[click "Play" to listen to Susan's conversation with Robert Lemler]
kicker: Lemler teaches “Light & the Figurative Subject in Oil”
Telluride’s Ah Haa School continues its summer immersions program with an intensive in “Light & the Figurative in Oil.” The class is scheduled for Thursday, July 7 – Sunday, July 10. The instructor is Robert Lemler.
We hold these truths to be self evident…. Art and light became twins at the end of the 19th century with the emergence of the Impressionists, but throughout art history, artists have used light to direct the eye of the viewer. Rembrandt, for instance, routinely lit eyes, the windows of the soul, and hands. Vermeer transformed light into dots, blobs and dashes of white paint that danced in the foreground of his paintings, suggesting the eye land here or there. (And then go goofy about the details in the overall image.)
But the Impressionists had the subject of light down to a science. Literally. At the time, scientists observed that light had both wave-like properties and particle-like properties. These complementary aspects of light were beautifully recorded in works such as Monet’s “Haystacks” and Seurat’s “La Grand Jatte.” We turn to Einstein for the theory that matter and energy are two sides of the same coin. And one can be converted into the other – with the flick of the brush. When painters choose colors according to their relative energies within the spectrum, the subject matter becomes a record of light mediated through color.

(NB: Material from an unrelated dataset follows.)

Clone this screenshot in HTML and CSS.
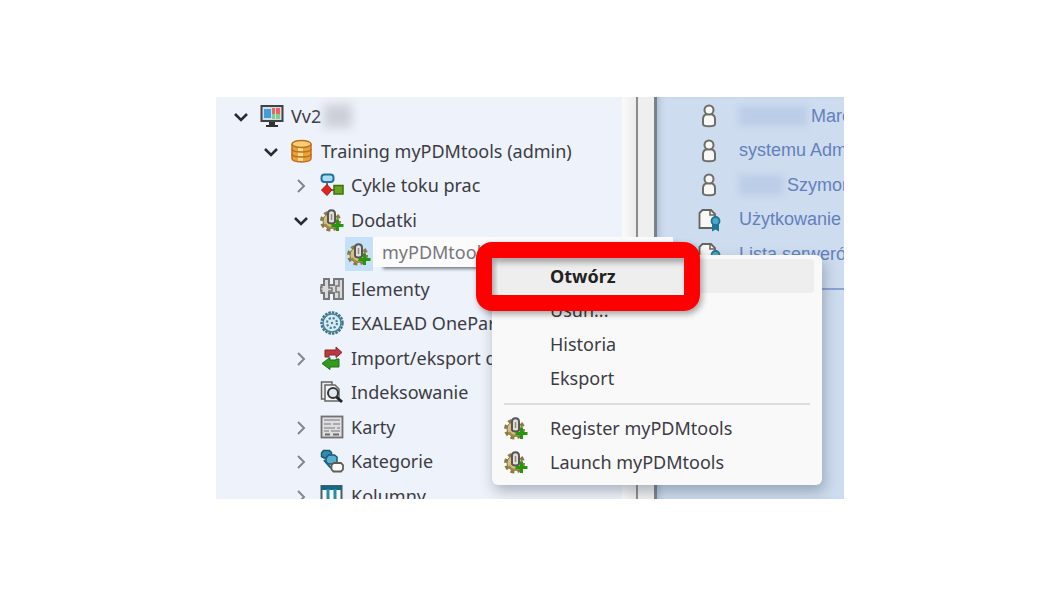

Lemler is a respected and dedicated artist and teacher educated at Northern Arizona University. His award-winning paintings are on display in fine art galleries throughout the country and are included in numerous corporate and private collections. His many honors include Gold Medals at the national exhibitions for Oil Painters of America and Pastel Society of America, as well as the prestigious Grumbacher Hall of Fame Award. Lemler has taught portrait, figure and life drawing classes in oil and pastel for more than a decade.